Polyglossia in Modern Hungarian Literature
Diversity of Authors’ Strategies
DOI:
https://doi.org/10.31168/2619-0877.2019.2.13Keywords:
Hungarian literature, polycentrism, transculturalism, multiculturalism, multilingualism, bilingualismAbstract
The article illustrates the major trends and strategies in employing multilingualism in Hungarian literature, especially that written by authors born and raised in the countries that surround Hungary in areas populated by polylingual groups including Hungarian-language minorities, as well as in texts describing ‘internal’ multilingualism within Hungary.
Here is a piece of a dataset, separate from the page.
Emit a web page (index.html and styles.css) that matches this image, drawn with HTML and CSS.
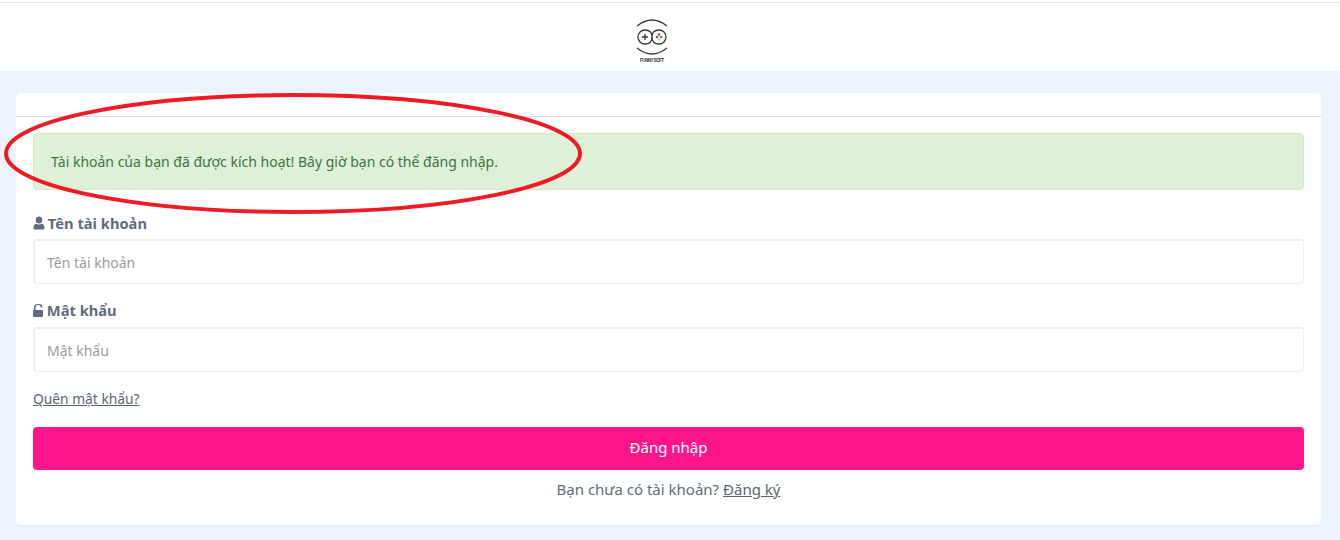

The author explores the tendency of using multilingualism in the late twentieth and early twenty-first centuries as a method and medium of expression, and provides examples of how authors shift from merely stating the facts of polylingual speech and avoiding foreign language inclusions to keep up with mainstream Hungarian literature, to including foreign words, phrases and whole fragments from other languages into their Hungarian texts, while reflecting on the multi/transcultural environment that Hungarian minorities have inhabited over the last hundred years. The article reviews prose by Hungarian authors, who were either born in Hungary or in neighbouring countries (and who later moved to Hungary). The article features excerpts from works previously not translated into Russian, thus allowing the reader to get a closer look at the versatile and polycentric Hungarian literature created in the environment of the national literature of Central and Eastern Europe.